## [What you should do]
State how many lines in the listing below include the word "React". Give nothing but the number.

## [Data records]
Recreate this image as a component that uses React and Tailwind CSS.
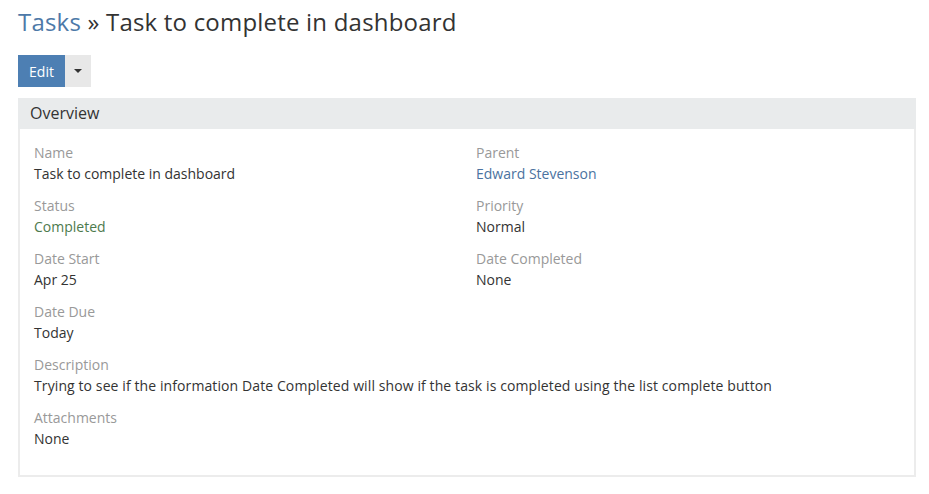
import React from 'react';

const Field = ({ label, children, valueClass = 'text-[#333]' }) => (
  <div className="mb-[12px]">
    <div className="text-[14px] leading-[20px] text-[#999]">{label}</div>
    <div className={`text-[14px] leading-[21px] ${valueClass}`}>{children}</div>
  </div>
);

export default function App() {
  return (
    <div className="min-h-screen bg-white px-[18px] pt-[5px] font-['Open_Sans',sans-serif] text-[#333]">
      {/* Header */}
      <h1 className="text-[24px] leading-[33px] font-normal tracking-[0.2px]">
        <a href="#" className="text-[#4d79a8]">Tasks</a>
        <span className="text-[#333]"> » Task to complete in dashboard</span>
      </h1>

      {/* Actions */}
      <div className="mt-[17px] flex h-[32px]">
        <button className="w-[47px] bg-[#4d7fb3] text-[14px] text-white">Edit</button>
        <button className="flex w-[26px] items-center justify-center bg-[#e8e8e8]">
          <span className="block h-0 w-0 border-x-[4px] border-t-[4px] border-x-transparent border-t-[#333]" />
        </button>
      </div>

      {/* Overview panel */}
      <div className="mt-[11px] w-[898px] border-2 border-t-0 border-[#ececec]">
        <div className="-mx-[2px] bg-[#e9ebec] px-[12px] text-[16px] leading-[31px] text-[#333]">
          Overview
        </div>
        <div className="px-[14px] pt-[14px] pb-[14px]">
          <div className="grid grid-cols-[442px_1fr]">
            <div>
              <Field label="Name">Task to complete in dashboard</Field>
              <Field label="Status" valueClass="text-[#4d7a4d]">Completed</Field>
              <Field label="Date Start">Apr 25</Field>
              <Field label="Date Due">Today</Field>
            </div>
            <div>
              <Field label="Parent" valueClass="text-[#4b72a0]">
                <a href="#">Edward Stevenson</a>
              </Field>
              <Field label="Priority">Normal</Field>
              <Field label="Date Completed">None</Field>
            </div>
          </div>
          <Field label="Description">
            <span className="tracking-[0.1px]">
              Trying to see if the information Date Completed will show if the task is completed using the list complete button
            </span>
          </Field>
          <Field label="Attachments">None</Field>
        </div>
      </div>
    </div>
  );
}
...
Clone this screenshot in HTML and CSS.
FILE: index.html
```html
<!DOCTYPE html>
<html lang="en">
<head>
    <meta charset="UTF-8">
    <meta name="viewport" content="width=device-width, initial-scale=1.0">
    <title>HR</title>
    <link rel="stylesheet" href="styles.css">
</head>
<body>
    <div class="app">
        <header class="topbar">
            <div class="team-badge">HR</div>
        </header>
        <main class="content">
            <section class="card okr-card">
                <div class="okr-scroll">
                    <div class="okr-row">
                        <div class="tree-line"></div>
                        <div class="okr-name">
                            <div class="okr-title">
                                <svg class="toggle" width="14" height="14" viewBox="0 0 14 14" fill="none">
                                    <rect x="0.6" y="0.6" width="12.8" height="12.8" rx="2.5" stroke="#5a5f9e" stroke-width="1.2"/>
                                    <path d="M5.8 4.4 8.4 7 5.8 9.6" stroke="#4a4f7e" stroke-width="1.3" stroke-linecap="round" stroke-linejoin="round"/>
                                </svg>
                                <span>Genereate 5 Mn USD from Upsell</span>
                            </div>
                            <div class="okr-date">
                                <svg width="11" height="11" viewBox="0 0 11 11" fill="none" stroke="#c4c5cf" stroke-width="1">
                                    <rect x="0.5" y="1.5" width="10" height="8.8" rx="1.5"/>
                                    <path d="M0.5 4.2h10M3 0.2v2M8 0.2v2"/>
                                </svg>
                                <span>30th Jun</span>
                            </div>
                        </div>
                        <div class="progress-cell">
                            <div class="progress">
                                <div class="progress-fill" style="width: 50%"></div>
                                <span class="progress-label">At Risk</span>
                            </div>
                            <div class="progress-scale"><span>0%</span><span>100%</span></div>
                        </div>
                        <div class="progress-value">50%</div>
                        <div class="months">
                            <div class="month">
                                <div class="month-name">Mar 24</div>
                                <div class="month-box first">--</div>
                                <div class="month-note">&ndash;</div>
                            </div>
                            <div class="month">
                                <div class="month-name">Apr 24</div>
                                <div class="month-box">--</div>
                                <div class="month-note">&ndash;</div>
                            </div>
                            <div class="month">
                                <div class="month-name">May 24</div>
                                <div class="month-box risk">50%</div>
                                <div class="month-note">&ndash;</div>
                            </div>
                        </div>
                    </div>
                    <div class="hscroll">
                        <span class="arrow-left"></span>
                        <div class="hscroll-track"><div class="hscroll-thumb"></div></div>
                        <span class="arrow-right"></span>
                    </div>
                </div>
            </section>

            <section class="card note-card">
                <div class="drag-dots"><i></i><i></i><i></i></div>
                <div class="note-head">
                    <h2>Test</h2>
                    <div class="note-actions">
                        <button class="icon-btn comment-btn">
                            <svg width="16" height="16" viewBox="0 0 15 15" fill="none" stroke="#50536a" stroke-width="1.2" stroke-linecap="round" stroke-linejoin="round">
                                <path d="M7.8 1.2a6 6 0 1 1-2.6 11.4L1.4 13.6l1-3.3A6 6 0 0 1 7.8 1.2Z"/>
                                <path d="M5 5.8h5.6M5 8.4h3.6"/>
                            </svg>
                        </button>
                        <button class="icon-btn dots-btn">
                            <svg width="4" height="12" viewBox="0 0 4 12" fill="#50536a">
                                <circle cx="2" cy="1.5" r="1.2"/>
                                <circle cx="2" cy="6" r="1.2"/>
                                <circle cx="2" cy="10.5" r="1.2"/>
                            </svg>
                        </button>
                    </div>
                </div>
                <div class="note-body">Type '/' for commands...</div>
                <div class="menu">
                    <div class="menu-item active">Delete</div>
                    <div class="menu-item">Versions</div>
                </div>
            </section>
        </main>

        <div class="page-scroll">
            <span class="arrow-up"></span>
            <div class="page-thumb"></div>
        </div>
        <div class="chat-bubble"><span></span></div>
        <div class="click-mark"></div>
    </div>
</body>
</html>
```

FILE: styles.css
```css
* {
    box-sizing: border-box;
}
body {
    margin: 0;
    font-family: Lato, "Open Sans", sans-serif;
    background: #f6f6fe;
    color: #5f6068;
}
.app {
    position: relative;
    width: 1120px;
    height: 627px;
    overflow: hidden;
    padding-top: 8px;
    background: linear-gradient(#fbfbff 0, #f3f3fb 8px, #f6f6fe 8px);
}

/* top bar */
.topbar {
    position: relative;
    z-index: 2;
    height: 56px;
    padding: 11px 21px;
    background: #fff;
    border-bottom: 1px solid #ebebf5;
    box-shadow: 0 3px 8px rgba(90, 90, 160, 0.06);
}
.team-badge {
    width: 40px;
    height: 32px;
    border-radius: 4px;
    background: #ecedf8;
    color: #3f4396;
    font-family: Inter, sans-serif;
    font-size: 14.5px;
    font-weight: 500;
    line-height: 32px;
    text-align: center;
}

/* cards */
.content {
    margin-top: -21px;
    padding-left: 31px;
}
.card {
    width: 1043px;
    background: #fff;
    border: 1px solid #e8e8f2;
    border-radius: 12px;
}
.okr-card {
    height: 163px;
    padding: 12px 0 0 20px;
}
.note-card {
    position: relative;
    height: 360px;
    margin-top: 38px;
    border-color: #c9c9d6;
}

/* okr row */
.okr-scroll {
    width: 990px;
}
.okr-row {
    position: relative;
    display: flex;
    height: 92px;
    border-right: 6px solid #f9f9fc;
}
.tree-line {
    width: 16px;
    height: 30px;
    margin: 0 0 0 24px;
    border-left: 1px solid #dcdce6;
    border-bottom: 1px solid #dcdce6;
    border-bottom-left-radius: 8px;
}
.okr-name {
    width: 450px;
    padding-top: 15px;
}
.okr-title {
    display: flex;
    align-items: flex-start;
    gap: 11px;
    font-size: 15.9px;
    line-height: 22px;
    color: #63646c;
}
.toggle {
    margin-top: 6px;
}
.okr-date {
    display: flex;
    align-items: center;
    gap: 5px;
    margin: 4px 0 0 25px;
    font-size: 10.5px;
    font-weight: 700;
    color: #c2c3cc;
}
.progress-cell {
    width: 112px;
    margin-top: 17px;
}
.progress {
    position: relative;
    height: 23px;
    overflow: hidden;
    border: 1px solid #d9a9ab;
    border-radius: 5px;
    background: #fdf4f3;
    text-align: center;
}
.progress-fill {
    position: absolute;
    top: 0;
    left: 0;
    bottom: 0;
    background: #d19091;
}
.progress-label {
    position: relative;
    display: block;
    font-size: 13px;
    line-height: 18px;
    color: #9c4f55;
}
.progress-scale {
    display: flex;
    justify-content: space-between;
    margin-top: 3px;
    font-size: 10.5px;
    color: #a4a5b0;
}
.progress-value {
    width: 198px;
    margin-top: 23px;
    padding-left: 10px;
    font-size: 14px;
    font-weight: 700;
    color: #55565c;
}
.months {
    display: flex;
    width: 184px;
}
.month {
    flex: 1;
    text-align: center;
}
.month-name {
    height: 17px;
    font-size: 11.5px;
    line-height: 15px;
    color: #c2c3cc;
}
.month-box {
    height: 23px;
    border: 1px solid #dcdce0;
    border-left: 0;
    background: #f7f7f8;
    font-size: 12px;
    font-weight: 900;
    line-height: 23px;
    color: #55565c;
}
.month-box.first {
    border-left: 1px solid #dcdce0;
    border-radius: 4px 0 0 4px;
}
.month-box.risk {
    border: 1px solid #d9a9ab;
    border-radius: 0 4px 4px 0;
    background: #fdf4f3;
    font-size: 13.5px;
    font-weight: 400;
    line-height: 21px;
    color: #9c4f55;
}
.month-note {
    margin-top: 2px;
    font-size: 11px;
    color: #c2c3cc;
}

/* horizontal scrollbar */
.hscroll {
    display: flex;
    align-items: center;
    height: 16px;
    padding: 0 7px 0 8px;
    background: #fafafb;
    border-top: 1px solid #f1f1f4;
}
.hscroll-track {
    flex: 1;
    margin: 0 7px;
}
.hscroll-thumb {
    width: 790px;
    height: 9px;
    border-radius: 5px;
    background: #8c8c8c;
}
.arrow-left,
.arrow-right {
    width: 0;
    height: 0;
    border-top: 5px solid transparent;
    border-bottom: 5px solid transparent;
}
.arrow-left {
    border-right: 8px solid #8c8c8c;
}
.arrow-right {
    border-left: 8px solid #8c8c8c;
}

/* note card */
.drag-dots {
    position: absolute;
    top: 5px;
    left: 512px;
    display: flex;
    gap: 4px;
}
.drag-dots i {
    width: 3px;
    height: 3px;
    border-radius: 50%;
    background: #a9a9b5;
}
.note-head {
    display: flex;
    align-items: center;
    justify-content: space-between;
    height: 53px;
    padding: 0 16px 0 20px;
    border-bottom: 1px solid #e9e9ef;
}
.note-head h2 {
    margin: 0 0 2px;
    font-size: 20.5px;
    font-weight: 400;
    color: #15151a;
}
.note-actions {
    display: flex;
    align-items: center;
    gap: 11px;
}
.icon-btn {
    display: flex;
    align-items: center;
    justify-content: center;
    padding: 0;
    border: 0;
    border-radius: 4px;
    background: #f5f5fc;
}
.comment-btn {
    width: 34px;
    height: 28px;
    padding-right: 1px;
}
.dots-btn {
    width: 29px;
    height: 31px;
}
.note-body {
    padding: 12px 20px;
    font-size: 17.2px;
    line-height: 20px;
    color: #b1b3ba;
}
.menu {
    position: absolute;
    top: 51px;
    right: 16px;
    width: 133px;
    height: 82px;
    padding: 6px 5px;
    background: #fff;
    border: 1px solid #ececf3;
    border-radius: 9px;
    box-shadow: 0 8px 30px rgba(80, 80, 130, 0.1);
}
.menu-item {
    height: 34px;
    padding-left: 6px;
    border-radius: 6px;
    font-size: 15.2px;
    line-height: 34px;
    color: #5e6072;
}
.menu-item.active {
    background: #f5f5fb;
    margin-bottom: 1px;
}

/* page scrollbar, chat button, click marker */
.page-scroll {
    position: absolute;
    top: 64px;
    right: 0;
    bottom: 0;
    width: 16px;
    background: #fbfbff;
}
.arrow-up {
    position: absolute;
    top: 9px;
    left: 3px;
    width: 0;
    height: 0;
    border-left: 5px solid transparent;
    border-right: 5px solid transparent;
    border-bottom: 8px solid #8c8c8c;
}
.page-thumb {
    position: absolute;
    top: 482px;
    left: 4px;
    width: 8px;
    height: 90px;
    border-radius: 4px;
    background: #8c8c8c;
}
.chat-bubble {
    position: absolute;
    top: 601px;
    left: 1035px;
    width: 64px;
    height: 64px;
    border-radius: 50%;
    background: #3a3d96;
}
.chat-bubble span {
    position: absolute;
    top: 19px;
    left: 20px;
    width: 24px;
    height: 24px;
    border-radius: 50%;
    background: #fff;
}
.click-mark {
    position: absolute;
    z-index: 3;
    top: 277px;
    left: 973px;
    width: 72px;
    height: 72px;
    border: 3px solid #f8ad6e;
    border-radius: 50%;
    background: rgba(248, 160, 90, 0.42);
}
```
---
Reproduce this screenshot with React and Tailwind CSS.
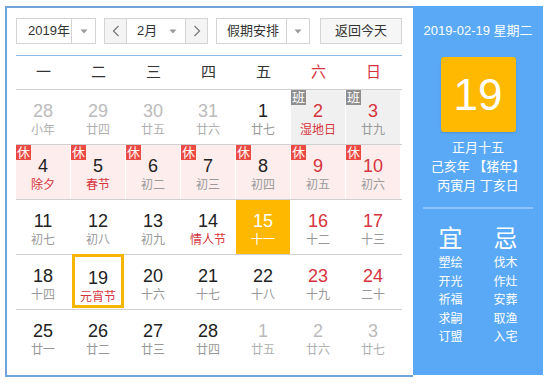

## [Correct result]
3